Problems with Proginwskw as Prescience

Calvinists possess several objections to the Arminian understanding of prescience in regard to the term proginwskw. However, these objections can be boiled down to two major problems with the Arminian understanding of prescience: problem that sovereignty negates prescience and the conflict with proginwskw defining the foreknowledge of a person and not the person’s action. First, the problem of God’s direction will be examined.

Sovereignty Negates Prescience

John Calvin, the founder of the Calvinist movement, had a great problem with the idea of prescience. Calvin’s stern opposition is seen in his commentary on the book of Romans. Calvin writes, But the foreknowledge of God, which Paul mentions, is not a bare prescience, as some unwise persons absurdly imagine, but the adoption by which he had always distinguished his children from the reprobate. In the same sense Peter says, that the faithful had been elected to the sanctification of the Spirit according to the foreknowledge of God. Hence those, to whom I have alluded, foolishly draw this inference,—That God has elected none but those whom he foresaw would be worthy of his grace.[10]   Calvin views the idea of predestination to such a strong degree that prescience is not an option. In other words, God’s decision is final and not based upon any human interference. Therefore, the view that proginwskw refers to God’s knowledge is a gross misinterpretation according to Calvin. Calvin’s understanding of God’s sovereignty leaves little room for human freedom. If Calvin is correct, then every action, including human decisions, was foreordained.

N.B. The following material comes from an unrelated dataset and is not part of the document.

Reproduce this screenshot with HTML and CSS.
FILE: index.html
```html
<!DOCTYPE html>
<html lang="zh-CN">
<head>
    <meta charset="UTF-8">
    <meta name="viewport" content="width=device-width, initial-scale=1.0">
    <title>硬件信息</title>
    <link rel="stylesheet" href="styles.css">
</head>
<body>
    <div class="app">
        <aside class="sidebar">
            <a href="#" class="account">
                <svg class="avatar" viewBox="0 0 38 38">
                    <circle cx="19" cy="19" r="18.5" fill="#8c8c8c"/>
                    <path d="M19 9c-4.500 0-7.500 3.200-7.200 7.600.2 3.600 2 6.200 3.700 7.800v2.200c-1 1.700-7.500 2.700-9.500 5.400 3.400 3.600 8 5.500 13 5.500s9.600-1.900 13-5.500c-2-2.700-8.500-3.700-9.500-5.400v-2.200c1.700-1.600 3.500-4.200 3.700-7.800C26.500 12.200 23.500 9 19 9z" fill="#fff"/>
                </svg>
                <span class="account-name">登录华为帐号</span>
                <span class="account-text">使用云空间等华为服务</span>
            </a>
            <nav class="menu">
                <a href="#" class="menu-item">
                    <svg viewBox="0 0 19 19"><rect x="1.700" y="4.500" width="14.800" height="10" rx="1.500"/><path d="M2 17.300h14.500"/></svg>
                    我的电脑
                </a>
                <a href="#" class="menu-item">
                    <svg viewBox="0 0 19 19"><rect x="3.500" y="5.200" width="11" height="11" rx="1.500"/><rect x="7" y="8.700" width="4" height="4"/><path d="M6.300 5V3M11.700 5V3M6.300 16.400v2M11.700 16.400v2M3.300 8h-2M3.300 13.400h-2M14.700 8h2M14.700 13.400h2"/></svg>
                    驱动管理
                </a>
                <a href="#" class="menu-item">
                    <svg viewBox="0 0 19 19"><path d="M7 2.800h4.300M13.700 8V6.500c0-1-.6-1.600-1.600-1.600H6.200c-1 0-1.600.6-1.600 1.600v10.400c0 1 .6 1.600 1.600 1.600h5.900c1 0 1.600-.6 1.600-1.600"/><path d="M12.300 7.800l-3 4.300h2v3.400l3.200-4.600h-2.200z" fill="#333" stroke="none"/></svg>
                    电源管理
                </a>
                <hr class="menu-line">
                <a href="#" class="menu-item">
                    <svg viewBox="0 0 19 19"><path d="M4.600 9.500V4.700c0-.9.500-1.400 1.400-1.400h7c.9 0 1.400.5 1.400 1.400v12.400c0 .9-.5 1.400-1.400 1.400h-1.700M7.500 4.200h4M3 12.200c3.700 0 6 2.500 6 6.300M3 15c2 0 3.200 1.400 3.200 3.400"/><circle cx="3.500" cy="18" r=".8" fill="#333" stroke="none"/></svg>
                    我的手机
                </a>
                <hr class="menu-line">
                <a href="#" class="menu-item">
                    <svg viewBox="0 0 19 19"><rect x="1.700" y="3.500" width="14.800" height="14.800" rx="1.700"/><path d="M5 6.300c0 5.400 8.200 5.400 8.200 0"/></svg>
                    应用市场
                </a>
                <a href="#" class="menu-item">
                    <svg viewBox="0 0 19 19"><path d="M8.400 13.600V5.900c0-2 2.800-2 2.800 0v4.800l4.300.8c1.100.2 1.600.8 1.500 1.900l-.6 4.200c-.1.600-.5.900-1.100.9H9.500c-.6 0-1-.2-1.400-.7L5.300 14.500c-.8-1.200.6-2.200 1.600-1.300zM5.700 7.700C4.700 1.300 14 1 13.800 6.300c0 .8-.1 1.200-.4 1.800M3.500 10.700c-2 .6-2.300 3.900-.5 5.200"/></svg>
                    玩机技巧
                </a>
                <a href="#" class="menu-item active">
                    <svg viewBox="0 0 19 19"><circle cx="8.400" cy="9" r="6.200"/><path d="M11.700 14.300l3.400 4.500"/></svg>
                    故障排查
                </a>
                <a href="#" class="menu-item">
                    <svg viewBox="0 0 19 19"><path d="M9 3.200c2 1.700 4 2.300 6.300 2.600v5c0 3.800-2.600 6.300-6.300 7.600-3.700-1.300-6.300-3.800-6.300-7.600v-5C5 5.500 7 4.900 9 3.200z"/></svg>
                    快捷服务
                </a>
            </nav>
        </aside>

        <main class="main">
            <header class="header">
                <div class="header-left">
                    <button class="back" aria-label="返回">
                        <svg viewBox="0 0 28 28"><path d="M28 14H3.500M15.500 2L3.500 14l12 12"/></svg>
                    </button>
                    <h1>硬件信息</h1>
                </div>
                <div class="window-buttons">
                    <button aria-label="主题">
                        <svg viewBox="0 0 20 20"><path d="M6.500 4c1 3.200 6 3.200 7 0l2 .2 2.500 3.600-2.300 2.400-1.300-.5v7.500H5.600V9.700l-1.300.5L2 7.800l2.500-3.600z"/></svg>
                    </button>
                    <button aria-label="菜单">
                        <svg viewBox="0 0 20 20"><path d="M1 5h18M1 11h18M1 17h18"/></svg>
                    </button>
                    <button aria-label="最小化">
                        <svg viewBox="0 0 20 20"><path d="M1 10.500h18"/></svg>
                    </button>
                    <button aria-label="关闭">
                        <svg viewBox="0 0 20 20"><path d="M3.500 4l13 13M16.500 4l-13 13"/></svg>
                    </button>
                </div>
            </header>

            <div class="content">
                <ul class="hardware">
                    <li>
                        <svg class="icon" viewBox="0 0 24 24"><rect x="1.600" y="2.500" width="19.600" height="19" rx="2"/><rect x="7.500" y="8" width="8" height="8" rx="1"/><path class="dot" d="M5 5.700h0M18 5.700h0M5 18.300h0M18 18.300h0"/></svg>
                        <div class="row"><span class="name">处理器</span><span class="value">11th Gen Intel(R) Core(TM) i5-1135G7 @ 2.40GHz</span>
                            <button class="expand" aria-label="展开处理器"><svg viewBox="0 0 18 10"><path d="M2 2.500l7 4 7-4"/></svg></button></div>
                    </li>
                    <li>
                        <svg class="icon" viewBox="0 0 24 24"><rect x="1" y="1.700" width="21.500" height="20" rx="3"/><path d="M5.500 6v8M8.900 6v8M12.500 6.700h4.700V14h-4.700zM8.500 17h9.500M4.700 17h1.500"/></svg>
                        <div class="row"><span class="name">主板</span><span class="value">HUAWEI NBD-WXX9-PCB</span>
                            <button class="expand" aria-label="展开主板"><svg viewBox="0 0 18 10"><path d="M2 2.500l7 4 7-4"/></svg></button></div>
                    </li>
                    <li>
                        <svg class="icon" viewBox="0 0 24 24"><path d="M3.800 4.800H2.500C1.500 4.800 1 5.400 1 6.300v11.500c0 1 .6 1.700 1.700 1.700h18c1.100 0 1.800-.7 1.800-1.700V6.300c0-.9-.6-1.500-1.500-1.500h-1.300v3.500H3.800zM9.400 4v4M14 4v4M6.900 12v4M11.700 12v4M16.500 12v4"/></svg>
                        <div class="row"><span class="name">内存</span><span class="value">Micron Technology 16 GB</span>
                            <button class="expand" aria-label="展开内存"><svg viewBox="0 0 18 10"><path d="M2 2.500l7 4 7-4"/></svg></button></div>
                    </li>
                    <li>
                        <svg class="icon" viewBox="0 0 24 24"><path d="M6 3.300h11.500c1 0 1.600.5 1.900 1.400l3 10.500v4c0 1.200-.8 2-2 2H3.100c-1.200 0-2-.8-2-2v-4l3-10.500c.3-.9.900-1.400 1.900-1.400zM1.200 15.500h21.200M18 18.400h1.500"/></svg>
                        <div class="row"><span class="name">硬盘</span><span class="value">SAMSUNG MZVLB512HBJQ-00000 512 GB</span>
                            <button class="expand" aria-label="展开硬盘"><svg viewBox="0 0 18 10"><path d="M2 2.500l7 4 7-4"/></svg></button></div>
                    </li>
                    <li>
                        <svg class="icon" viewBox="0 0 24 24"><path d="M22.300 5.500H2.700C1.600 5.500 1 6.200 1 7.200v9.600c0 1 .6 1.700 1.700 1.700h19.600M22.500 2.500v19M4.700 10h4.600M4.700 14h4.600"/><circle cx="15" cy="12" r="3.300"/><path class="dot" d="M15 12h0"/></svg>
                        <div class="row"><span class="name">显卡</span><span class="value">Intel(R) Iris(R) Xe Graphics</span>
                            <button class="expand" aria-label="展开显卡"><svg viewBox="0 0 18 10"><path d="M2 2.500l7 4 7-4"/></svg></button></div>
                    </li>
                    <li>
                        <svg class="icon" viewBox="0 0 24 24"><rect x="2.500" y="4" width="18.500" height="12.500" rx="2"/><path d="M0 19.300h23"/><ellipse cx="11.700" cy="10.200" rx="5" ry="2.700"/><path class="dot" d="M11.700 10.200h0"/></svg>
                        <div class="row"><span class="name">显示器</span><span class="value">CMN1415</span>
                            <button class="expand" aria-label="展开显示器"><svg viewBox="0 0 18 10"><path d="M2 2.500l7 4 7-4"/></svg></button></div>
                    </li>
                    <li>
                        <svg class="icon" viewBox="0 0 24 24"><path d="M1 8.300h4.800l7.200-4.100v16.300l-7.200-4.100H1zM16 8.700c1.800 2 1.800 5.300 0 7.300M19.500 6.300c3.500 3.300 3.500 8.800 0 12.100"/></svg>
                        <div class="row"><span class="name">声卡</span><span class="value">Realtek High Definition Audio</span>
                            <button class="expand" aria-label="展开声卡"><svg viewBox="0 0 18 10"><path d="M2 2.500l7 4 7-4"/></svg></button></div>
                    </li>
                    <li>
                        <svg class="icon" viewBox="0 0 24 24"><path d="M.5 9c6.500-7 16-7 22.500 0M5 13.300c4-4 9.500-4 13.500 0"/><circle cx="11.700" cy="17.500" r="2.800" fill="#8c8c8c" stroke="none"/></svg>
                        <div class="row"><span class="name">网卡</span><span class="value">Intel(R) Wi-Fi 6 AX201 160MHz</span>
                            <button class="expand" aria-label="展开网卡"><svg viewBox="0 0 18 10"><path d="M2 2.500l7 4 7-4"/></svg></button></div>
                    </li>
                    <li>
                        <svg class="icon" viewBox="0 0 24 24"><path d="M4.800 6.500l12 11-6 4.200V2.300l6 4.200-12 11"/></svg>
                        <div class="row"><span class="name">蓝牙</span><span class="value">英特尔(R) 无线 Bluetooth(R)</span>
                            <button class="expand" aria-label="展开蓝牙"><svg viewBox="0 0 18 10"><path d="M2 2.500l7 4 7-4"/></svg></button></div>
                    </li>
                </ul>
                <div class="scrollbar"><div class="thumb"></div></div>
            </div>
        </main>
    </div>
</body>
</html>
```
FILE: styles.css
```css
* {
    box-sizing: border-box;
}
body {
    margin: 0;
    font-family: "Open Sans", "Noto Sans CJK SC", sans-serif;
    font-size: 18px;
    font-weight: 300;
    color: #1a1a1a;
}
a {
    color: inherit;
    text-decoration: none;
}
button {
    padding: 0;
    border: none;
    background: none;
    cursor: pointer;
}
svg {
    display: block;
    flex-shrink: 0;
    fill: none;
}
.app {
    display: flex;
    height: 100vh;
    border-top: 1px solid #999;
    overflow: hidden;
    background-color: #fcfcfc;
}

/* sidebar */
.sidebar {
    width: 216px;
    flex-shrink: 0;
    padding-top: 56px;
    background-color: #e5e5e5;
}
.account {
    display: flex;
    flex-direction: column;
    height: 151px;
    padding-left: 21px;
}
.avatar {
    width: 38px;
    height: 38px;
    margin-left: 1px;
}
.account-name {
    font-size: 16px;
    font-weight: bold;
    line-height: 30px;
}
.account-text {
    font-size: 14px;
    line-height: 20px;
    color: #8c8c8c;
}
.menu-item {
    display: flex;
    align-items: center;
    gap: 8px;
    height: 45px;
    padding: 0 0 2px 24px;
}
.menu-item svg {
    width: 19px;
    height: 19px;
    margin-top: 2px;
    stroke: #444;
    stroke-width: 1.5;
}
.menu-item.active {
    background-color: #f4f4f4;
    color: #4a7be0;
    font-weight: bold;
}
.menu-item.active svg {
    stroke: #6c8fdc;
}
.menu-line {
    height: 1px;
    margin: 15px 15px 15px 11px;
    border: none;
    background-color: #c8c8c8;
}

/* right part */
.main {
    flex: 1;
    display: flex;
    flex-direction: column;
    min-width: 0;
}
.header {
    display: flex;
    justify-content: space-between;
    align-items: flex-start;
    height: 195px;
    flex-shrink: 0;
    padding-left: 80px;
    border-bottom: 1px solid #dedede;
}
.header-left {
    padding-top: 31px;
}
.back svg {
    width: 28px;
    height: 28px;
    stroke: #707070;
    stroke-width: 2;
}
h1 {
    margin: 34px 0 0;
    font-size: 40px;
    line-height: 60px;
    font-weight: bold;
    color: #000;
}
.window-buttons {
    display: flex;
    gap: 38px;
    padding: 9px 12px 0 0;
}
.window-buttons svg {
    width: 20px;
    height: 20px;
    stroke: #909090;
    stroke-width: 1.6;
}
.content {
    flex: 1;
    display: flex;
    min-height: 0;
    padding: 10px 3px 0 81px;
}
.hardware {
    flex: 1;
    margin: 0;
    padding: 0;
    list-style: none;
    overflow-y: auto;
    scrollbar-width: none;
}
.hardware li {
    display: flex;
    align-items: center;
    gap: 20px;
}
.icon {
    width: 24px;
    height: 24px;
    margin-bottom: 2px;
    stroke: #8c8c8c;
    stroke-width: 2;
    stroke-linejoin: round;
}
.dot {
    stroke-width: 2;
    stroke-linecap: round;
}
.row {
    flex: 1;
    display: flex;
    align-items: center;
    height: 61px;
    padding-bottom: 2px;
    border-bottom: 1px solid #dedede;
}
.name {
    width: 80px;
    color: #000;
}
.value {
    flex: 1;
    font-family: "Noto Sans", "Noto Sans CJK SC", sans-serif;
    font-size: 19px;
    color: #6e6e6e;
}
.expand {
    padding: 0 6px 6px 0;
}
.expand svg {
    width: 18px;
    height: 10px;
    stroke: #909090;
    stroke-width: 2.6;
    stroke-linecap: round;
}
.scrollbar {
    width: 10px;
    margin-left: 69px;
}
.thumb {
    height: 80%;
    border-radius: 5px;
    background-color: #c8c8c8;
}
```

If this is correct, then human freedom is merely an illusion. Every action has its root cause in the sovereign God. Humans would have no choice but to act according to the pathway ordained for them. The previous interpretation is glorious for one elected in Christ. However, the view has a darker side. If one is not chosen to be part of the kingdom of God, then there is little hope for an individual chosen for damnation. Also, there is the problem of human responsibility. If God is the sole proprietor of human actions, how could a human be held responsible for any action?

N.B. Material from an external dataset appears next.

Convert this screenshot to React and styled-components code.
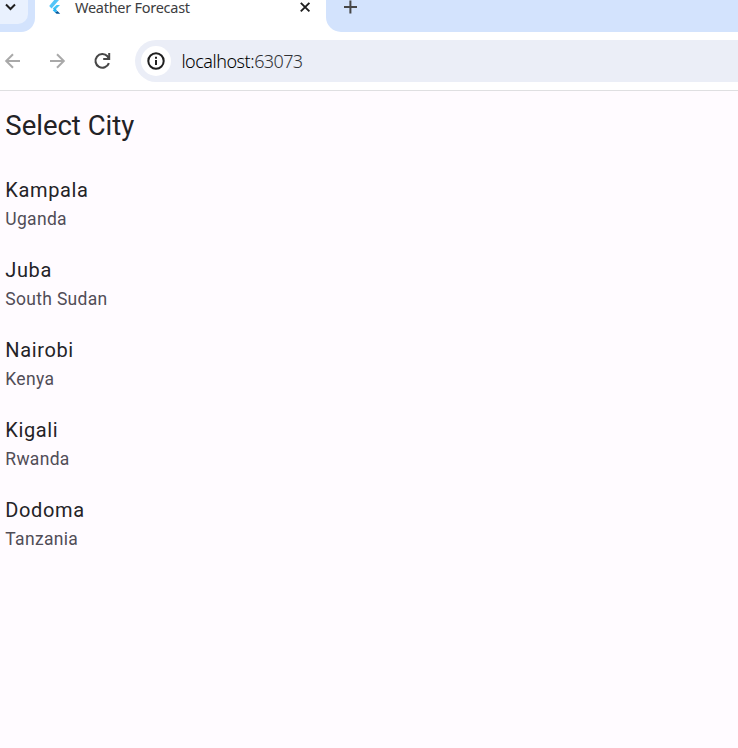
import React from "react";
import styled, { createGlobalStyle } from "styled-components";

const GlobalStyle = createGlobalStyle`
  * { box-sizing: border-box; }
  body { margin: 0; background: #fffbff; }
`;

const Window = styled.div`
  display: flex;
  flex-direction: column;
  width: 100%;
  height: 100vh;
  overflow: hidden;
  background: #fffbff;
  font-family: Roboto, sans-serif;
`;

const TabStrip = styled.div`
  display: flex;
  height: 32px;
  flex: none;
  background: #fff;
`;

const StripStart = styled.div`
  width: 35px;
  height: 32px;
  background: #d3e3fd;
  border-bottom-right-radius: 14px;
`;

const TabSearch = styled.div`
  width: 28px;
  height: 24px;
  background: #e9f1fe;
  border-bottom-right-radius: 10px;
  svg { display: block; }
`;

const Tab = styled.div`
  display: flex;
  width: 291px;
  height: 32px;
  padding-left: 13px;
  svg { display: block; flex: none; }
`;

const TabTitle = styled.span`
  width: 224px;
  margin-left: 12px;
  font: 400 14.5px/15px "Noto Sans", sans-serif;
  letter-spacing: -0.27px;
  color: #3c3d40;
  white-space: nowrap;
`;

const StripEnd = styled.div`
  flex: 1;
  height: 32px;
  padding-left: 16px;
  background: #d3e3fd;
  border-bottom-left-radius: 15px;
  svg { display: block; }
`;

const Toolbar = styled.div`
  display: flex;
  align-items: center;
  height: 59px;
  flex: none;
  background: #fff;
  border-bottom: 1px solid #dfdfe1;
  svg { display: block; flex: none; }
`;

const NavButtons = styled.div`
  display: flex;
  align-items: center;
  gap: 21px;
  width: 135px;
`;

const AddressBar = styled.div`
  display: flex;
  align-items: center;
  flex: 1;
  height: 42px;
  padding-left: 6px;
  border-radius: 21px 0 0 21px;
  background: #ebeef7;
`;

const SiteInfo = styled.div`
  display: grid;
  place-items: center;
  width: 30px;
  height: 30px;
  border-radius: 50%;
  background: #fff;
`;

const Url = styled.span`
  margin-left: 10.4px;
  font: 300 18px/24px "Noto Sans", sans-serif;
  letter-spacing: -0.6px;
  color: #303236;
  b { font-weight: inherit; color: #000; letter-spacing: -0.48px; }
`;

const Page = styled.main`
  flex: 1;
  padding: 17px 5.3px 0;
`;

const Heading = styled.h1`
  margin: 0 0 32px;
  font-size: 27.5px;
  font-weight: 400;
  line-height: 35px;
  color: #232226;
`;

const CityItem = styled.div`
  height: 80px;
`;

const CityName = styled.div`
  font-size: 20px;
  font-weight: 400;
  line-height: 30px;
  letter-spacing: 0.625px;
  color: #242327;
`;

const Country = styled.div`
  margin-top: 2px;
  font-size: 17.5px;
  font-weight: 400;
  line-height: 25px;
  letter-spacing: 0.3125px;
  color: #514d57;
`;

const CITIES = [
  ["Kampala", "Uganda"],
  ["Juba", "South Sudan"],
  ["Nairobi", "Kenya"],
  ["Kigali", "Rwanda"],
  ["Dodoma", "Tanzania"],
];

const ChevronIcon = () => (
  <svg width="28" height="24" fill="none" stroke="#1f1f1f" strokeWidth="2">
    <path d="M6 4.5l4.5 4.5L15 4.5" />
  </svg>
);

const FlutterIcon = () => (
  <svg width="15" height="16">
    <path d="M6.2 0H11L3.6 8.4 1.2 6z" fill="#54c5f8" />
    <path d="M8.6 5H12L6.8 10.3 4.7 8.6z" fill="#45c4f4" />
    <path d="M4.7 10.3l2.3-2 2.2 2.2-2.2 2z" fill="#29b6f6" />
    <path d="M7 12.4l2.4-1.5 2.8 2.8H8.6z" fill="#01579b" />
  </svg>
);

const CloseIcon = () => (
  <svg width="14" height="16" stroke="#1f1f1f" strokeWidth="1.9">
    <path d="M1.8 2.8l8.6 8.6M10.4 2.8l-8.6 8.6" />
  </svg>
);

const PlusIcon = () => (
  <svg width="16" height="16" stroke="#474747" strokeWidth="2">
    <path d="M2 7h13M8.4 .5v13" />
  </svg>
);

const BackIcon = () => (
  <svg width="24" height="20" fill="none" stroke="#a9a9a9" strokeWidth="2">
    <path d="M20 10H6.5M13 3.2L6.2 10l6.8 6.8" />
  </svg>
);

const ForwardIcon = () => (
  <svg width="24" height="20" fill="none" stroke="#a9a9a9" strokeWidth="2">
    <path d="M5 10h13.5M12 3.2l6.8 6.8-6.8 6.8" />
  </svg>
);

const ReloadIcon = () => (
  <svg width="24" height="20" fill="none" stroke="#474747" strokeWidth="2.1">
    <path d="M18.9 12.2A6.9 6.9 0 1 1 17.5 5.2l1.7 1.7" />
    <path d="M18.2 2h2v7h-7V7h3.5l1.5-1.5z" fill="#474747" stroke="none" />
  </svg>
);

const InfoIcon = () => (
  <svg width="18" height="18" fill="none" stroke="#1f1f1f" strokeWidth="2">
    <circle cx="9" cy="9" r="7.7" />
    <path d="M9 8v5M9 4.8v2" />
  </svg>
);

export default function App() {
  return (
    <Window>
      <GlobalStyle />
      <TabStrip>
        <StripStart>
          <TabSearch><ChevronIcon /></TabSearch>
        </StripStart>
        <Tab>
          <FlutterIcon />
          <TabTitle>Weather Forecast</TabTitle>
          <CloseIcon />
        </Tab>
        <StripEnd><PlusIcon /></StripEnd>
      </TabStrip>
      <Toolbar>
        <NavButtons>
          <BackIcon />
          <ForwardIcon />
          <ReloadIcon />
        </NavButtons>
        <AddressBar>
          <SiteInfo><InfoIcon /></SiteInfo>
          <Url><b>localhost:</b>63073</Url>
        </AddressBar>
      </Toolbar>
      <Page>
        <Heading>Select City</Heading>
        {CITIES.map(([city, country]) => (
          <CityItem key={city}>
            <CityName>{city}</CityName>
            <Country>{country}</Country>
          </CityItem>
        ))}
      </Page>
    </Window>
  );
}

Proginwskw Understood as Foreknowledge of Person and Not Action

Proginwskw can be viewed as foreknowledge in another sense which does not necessitate prescience. John A. Witmer and F. F. Bruce show that foreknowledge could refer to the foreknowledge of a person and not a person’s future actions. Witmer writes, These verses give Paul’s explanation of what it means to be one who has “been called according to His purpose” and why God keeps on working all their experiences together to their benefit (v. 28). Believers are those God foreknew. This does not mean simply that God foreknows what believers will do, but that God foreknows them. Nor does divine foreknowledge merely mean an awareness of or acquaintance with an individual. Instead it means a meaningful relationship with a person based on God’s choice (cf. Jer. 1:4–5; Amos 3:2) in eternity before Creation. “He chose us in Him before the Creation of the world” (Eph. 1:4).[11]   F. F. Bruce adds, “God’s foreknowledge here connotes that electing grace which is frequently implied by the verb ‘to foreknow’ in the Old Testament. When God takes knowledge of people in this special way, he sets his choice on them.”[12] Witmer and Bruce thus conclude that proginwskw refers to God’s foreknowledge of a person. Foreknowledge in this sense is preserved by God’s choice of a person unrelated to the person’s future decisions. Witmer and Bruce’s conclusion is tenable, but it does not necessarily negate prescience. If God foreknows a person, then God would know the personal characteristics of the person and future decisions that such a person would make. Witmer and Bruce could be correct in that this divine decision was made regardless of human decision. However, it could be argued that the human decisions that the person would make could be known in regard to the foreknowledge and election of, and by, God. In essence, Witmer and Bruce show that God’s decision to choose such a person could still possibly be based on God’s knowledge of the person’s future receptivity to the grace offered to that person. Witmer and Bruce may be correct, but their argument still leaves the door open to an interpretation of proginwskw as prescience.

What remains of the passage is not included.